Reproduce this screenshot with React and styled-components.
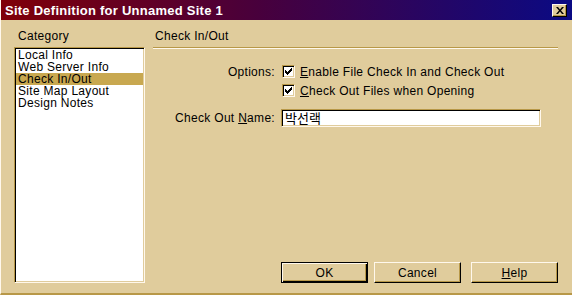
import styled, { createGlobalStyle } from 'styled-components';

const FACE = '#e0cc9c';
const SHADOW = '#b89848';
const LIGHT = '#fff8ec';

const GlobalStyle = createGlobalStyle`
	html, body {
		margin: 0;
		padding: 0;
		background: ${FACE};
	}
	body {
		font-family: 'Liberation Sans', Arial, sans-serif;
		font-size: 12px;
		letter-spacing: 0.3px;
		color: #000;
	}
`;

const Window = styled.div`
	width: 572px;
	height: 295px;
	box-sizing: border-box;
	border-left: 1px solid ${LIGHT};
	border-bottom: 2px solid ${SHADOW};
	background: ${FACE};
	display: flex;
	flex-direction: column;
	overflow: hidden;
`;

const TitleBar = styled.div`
	height: 20px;
	display: flex;
	align-items: center;
	justify-content: space-between;
	padding: 0 5px 0 4px;
	background: linear-gradient(to right, #800008, #48003c 45%, #0a0a84);
	color: #fff;
	font-weight: bold;
	font-size: 13px;
	letter-spacing: 0.25px;
`;

const CloseButton = styled.div`
	width: 15px;
	height: 13px;
	box-sizing: border-box;
	background: ${FACE};
	border-top: 1px solid ${LIGHT};
	border-left: 1px solid ${LIGHT};
	border-right: 1px solid #000;
	border-bottom: 1px solid #000;
	box-shadow: inset -1px -1px 0 ${SHADOW};
	display: flex;
	align-items: center;
	justify-content: center;
`;

const Body = styled.div`
	flex: 1;
	display: flex;
	gap: 8px;
	padding: 9px 0 10px 13px;
`;

const LeftPanel = styled.div`
	width: 131px;
	display: flex;
	flex-direction: column;
`;

const RightPanel = styled.div`
	width: 405px;
	display: flex;
	flex-direction: column;
`;

const Heading = styled.div`
	line-height: 14px;
	padding-left: ${(p) => p.$indent}px;
	margin-bottom: 4px;
`;

const HeadingRule = styled.div`
	line-height: 14px;
	padding-left: 2px;
	padding-bottom: 4px;
	border-bottom: 1px solid ${SHADOW};
	box-shadow: 0 1px 0 ${LIGHT};
`;

const ListBox = styled.div`
	flex: 1;
	background: #fff;
	border-top: 1px solid ${SHADOW};
	border-left: 1px solid ${SHADOW};
	border-right: 1px solid ${LIGHT};
	border-bottom: 1px solid ${LIGHT};
	box-shadow: inset 1px 1px 0 #000, inset -1px -1px 0 ${FACE};
	padding: 1px 1px;
`;

const ListItem = styled.div`
	height: 12px;
	line-height: 12px;
	padding-left: 2px;
	background: ${(p) => (p.$selected ? '#c8a850' : 'transparent')};
	white-space: nowrap;
`;

const Form = styled.div`
	display: grid;
	grid-template-columns: 122px 260px;
	column-gap: 6px;
	grid-auto-rows: 19px;
	align-items: center;
	margin-top: 14px;
`;

const Label = styled.div`
	text-align: right;
	white-space: nowrap;
`;

const CheckRow = styled.label`
	display: flex;
	align-items: center;
	gap: 5px;
	padding-left: 1px;
	white-space: nowrap;
`;

const Box = styled.span`
	width: 13px;
	height: 13px;
	box-sizing: border-box;
	background: #fff;
	border-top: 1px solid ${SHADOW};
	border-left: 1px solid ${SHADOW};
	border-right: 1px solid ${LIGHT};
	border-bottom: 1px solid ${LIGHT};
	box-shadow: inset 1px 1px 0 #000, inset -1px -1px 0 ${FACE};
	display: flex;
	align-items: center;
	justify-content: center;
`;

const NameRow = styled.div`
	display: contents;
`;

const TextField = styled.div`
	height: 18px;
	box-sizing: border-box;
	margin-top: 16px;
	background: #fff;
	border-top: 1px solid ${SHADOW};
	border-left: 1px solid ${SHADOW};
	border-right: 1px solid ${LIGHT};
	border-bottom: 1px solid ${LIGHT};
	box-shadow: inset 1px 1px 0 #000, inset -1px -1px 0 ${FACE};
	padding: 0 3px;
	line-height: 16px;
	font-family: 'Noto Sans CJK KR', 'Liberation Sans', sans-serif;
	font-size: 13px;
	letter-spacing: 0;
`;

const NameLabel = styled(Label)`
	margin-top: 16px;
`;

const Buttons = styled.div`
	margin-top: auto;
	display: flex;
	padding-left: 128px;
`;

const Button = styled.div`
	width: 88px;
	height: 21px;
	box-sizing: border-box;
	margin-right: ${(p) => p.$after || 0}px;
	background: ${FACE};
	display: flex;
	align-items: center;
	justify-content: center;
	border-top: 1px solid ${(p) => (p.$default ? '#000' : LIGHT)};
	border-left: 1px solid ${(p) => (p.$default ? '#000' : LIGHT)};
	border-right: 1px solid #000;
	border-bottom: 1px solid #000;
	box-shadow: ${(p) =>
		p.$default
			? `inset 1px 1px 0 ${LIGHT}, inset -1px -1px 0 #000, inset -2px -2px 0 ${SHADOW}`
			: `inset -1px -1px 0 ${SHADOW}`};
`;

const Key = styled.span`
	text-decoration: underline;
	text-underline-offset: 1px;
`;

const Check = () => (
	<svg width="7" height="7" viewBox="0 0 7 7">
		<path d="M0 2h1v1h1v1h1V3h1V2h1V1h1V0h1v3H6v1H5v1H4v1H3v1H2V6H1V5H0z" fill="#000" />
	</svg>
);

const categories = ['Local Info', 'Web Server Info', 'Check In/Out', 'Site Map Layout', 'Design Notes'];

export default function App() {
	return (
		<>
			<GlobalStyle />
			<Window>
				<TitleBar>
					<span>Site Definition for Unnamed Site 1</span>
					<CloseButton>
						<svg width="8" height="7" viewBox="0 0 8 7">
							<path d="M0 0h2l2 2.5L6 0h2L5 3.5 8 7H6L4 4.5 2 7H0l3-3.5z" fill="#000" />
						</svg>
					</CloseButton>
				</TitleBar>
				<Body>
					<LeftPanel>
						<Heading $indent={4}>Category</Heading>
						<ListBox>
							{categories.map((c) => (
								<ListItem key={c} $selected={c === 'Check In/Out'}>
									{c}
								</ListItem>
							))}
						</ListBox>
					</LeftPanel>
					<RightPanel>
						<HeadingRule>Check In/Out</HeadingRule>
						<Form>
							<Label>Options:</Label>
							<CheckRow>
								<Box>
									<Check />
								</Box>
								<span>
									<Key>E</Key>nable File Check In and Check Out
								</span>
							</CheckRow>
							<span />
							<CheckRow>
								<Box>
									<Check />
								</Box>
								<span>
									<Key>C</Key>heck Out Files when Opening
								</span>
							</CheckRow>
							<NameRow>
								<NameLabel>
									Check Out <Key>N</Key>ame:
								</NameLabel>
								<TextField>박선랙</TextField>
							</NameRow>
						</Form>
						<Buttons>
							<Button $default $after={6}>
								OK
							</Button>
							<Button $after={10}>Cancel</Button>
							<Button>
								<Key>H</Key>elp
							</Button>
						</Buttons>
					</RightPanel>
				</Body>
			</Window>
		</>
	);
}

————————

EXERCISE AIM: Extract every line of the data exactly; pictures stay out.

IN RESPONSE:
Reproduce this screenshot with React and styled-components.
import styled, { createGlobalStyle } from 'styled-components';

const FACE = '#e0cc9c';
const SHADOW = '#b89848';
const LIGHT = '#fff8ec';

const GlobalStyle = createGlobalStyle`
	html, body {
		margin: 0;
		padding: 0;
		background: ${FACE};
	}
	body {
		font-family: 'Liberation Sans', Arial, sans-serif;
		font-size: 12px;
		letter-spacing: 0.3px;
		color: #000;
	}
`;

const Window = styled.div`
	width: 572px;
	height: 295px;
	box-sizing: border-box;
	border-left: 1px solid ${LIGHT};
	border-bottom: 2px solid ${SHADOW};
	background: ${FACE};
	display: flex;
	flex-direction: column;
	overflow: hidden;
`;

const TitleBar = styled.div`
	height: 20px;
	display: flex;
	align-items: center;
	justify-content: space-between;
	padding: 0 5px 0 4px;
	background: linear-gradient(to right, #800008, #48003c 45%, #0a0a84);
	color: #fff;
	font-weight: bold;
	font-size: 13px;
	letter-spacing: 0.25px;
`;

const CloseButton = styled.div`
	width: 15px;
	height: 13px;
	box-sizing: border-box;
	background: ${FACE};
	border-top: 1px solid ${LIGHT};
	border-left: 1px solid ${LIGHT};
	border-right: 1px solid #000;
	border-bottom: 1px solid #000;
	box-shadow: inset -1px -1px 0 ${SHADOW};
	display: flex;
	align-items: center;
	justify-content: center;
`;

const Body = styled.div`
	flex: 1;
	display: flex;
	gap: 8px;
	padding: 9px 0 10px 13px;
`;

const LeftPanel = styled.div`
	width: 131px;
	display: flex;
	flex-direction: column;
`;

const RightPanel = styled.div`
	width: 405px;
	display: flex;
	flex-direction: column;
`;

const Heading = styled.div`
	line-height: 14px;
	padding-left: ${(p) => p.$indent}px;
	margin-bottom: 4px;
`;

const HeadingRule = styled.div`
	line-height: 14px;
	padding-left: 2px;
	padding-bottom: 4px;
	border-bottom: 1px solid ${SHADOW};
	box-shadow: 0 1px 0 ${LIGHT};
`;

const ListBox = styled.div`
	flex: 1;
	background: #fff;
	border-top: 1px solid ${SHADOW};
	border-left: 1px solid ${SHADOW};
	border-right: 1px solid ${LIGHT};
	border-bottom: 1px solid ${LIGHT};
	box-shadow: inset 1px 1px 0 #000, inset -1px -1px 0 ${FACE};
	padding: 1px 1px;
`;

const ListItem = styled.div`
	height: 12px;
	line-height: 12px;
	padding-left: 2px;
	background: ${(p) => (p.$selected ? '#c8a850' : 'transparent')};
	white-space: nowrap;
`;

const Form = styled.div`
	display: grid;
	grid-template-columns: 122px 260px;
	column-gap: 6px;
	grid-auto-rows: 19px;
	align-items: center;
	margin-top: 14px;
`;

const Label = styled.div`
	text-align: right;
	white-space: nowrap;
`;

const CheckRow = styled.label`
	display: flex;
	align-items: center;
	gap: 5px;
	padding-left: 1px;
	white-space: nowrap;
`;

const Box = styled.span`
	width: 13px;
	height: 13px;
	box-sizing: border-box;
	background: #fff;
	border-top: 1px solid ${SHADOW};
	border-left: 1px solid ${SHADOW};
	border-right: 1px solid ${LIGHT};
	border-bottom: 1px solid ${LIGHT};
	box-shadow: inset 1px 1px 0 #000, inset -1px -1px 0 ${FACE};
	display: flex;
	align-items: center;
	justify-content: center;
`;

const NameRow = styled.div`
	display: contents;
`;

const TextField = styled.div`
	height: 18px;
	box-sizing: border-box;
	margin-top: 16px;
	background: #fff;
	border-top: 1px solid ${SHADOW};
	border-left: 1px solid ${SHADOW};
	border-right: 1px solid ${LIGHT};
	border-bottom: 1px solid ${LIGHT};
	box-shadow: inset 1px 1px 0 #000, inset -1px -1px 0 ${FACE};
	padding: 0 3px;
	line-height: 16px;
	font-family: 'Noto Sans CJK KR', 'Liberation Sans', sans-serif;
	font-size: 13px;
	letter-spacing: 0;
`;

const NameLabel = styled(Label)`
	margin-top: 16px;
`;

const Buttons = styled.div`
	margin-top: auto;
	display: flex;
	padding-left: 128px;
`;

const Button = styled.div`
	width: 88px;
	height: 21px;
	box-sizing: border-box;
	margin-right: ${(p) => p.$after || 0}px;
	background: ${FACE};
	display: flex;
	align-items: center;
	justify-content: center;
	border-top: 1px solid ${(p) => (p.$default ? '#000' : LIGHT)};
	border-left: 1px solid ${(p) => (p.$default ? '#000' : LIGHT)};
	border-right: 1px solid #000;
	border-bottom: 1px solid #000;
	box-shadow: ${(p) =>
		p.$default
			? `inset 1px 1px 0 ${LIGHT}, inset -1px -1px 0 #000, inset -2px -2px 0 ${SHADOW}`
			: `inset -1px -1px 0 ${SHADOW}`};
`;

const Key = styled.span`
	text-decoration: underline;
	text-underline-offset: 1px;
`;

const Check = () => (
	<svg width="7" height="7" viewBox="0 0 7 7">
		<path d="M0 2h1v1h1v1h1V3h1V2h1V1h1V0h1v3H6v1H5v1H4v1H3v1H2V6H1V5H0z" fill="#000" />
	</svg>
);

const categories = ['Local Info', 'Web Server Info', 'Check In/Out', 'Site Map Layout', 'Design Notes'];

export default function App() {
	return (
		<>
			<GlobalStyle />
			<Window>
				<TitleBar>
					<span>Site Definition for Unnamed Site 1</span>
					<CloseButton>
						<svg width="8" height="7" viewBox="0 0 8 7">
							<path d="M0 0h2l2 2.5L6 0h2L5 3.5 8 7H6L4 4.5 2 7H0l3-3.5z" fill="#000" />
						</svg>
					</CloseButton>
				</TitleBar>
				<Body>
					<LeftPanel>
						<Heading $indent={4}>Category</Heading>
						<ListBox>
							{categories.map((c) => (
								<ListItem key={c} $selected={c === 'Check In/Out'}>
									{c}
								</ListItem>
							))}
						</ListBox>
					</LeftPanel>
					<RightPanel>
						<HeadingRule>Check In/Out</HeadingRule>
						<Form>
							<Label>Options:</Label>
							<CheckRow>
								<Box>
									<Check />
								</Box>
								<span>
									<Key>E</Key>nable File Check In and Check Out
								</span>
							</CheckRow>
							<span />
							<CheckRow>
								<Box>
									<Check />
								</Box>
								<span>
									<Key>C</Key>heck Out Files when Opening
								</span>
							</CheckRow>
							<NameRow>
								<NameLabel>
									Check Out <Key>N</Key>ame:
								</NameLabel>
								<TextField>박선랙</TextField>
							</NameRow>
						</Form>
						<Buttons>
							<Button $default $after={6}>
								OK
							</Button>
							<Button $after={10}>Cancel</Button>
							<Button>
								<Key>H</Key>elp
							</Button>
						</Buttons>
					</RightPanel>
				</Body>
			</Window>
		</>
	);
}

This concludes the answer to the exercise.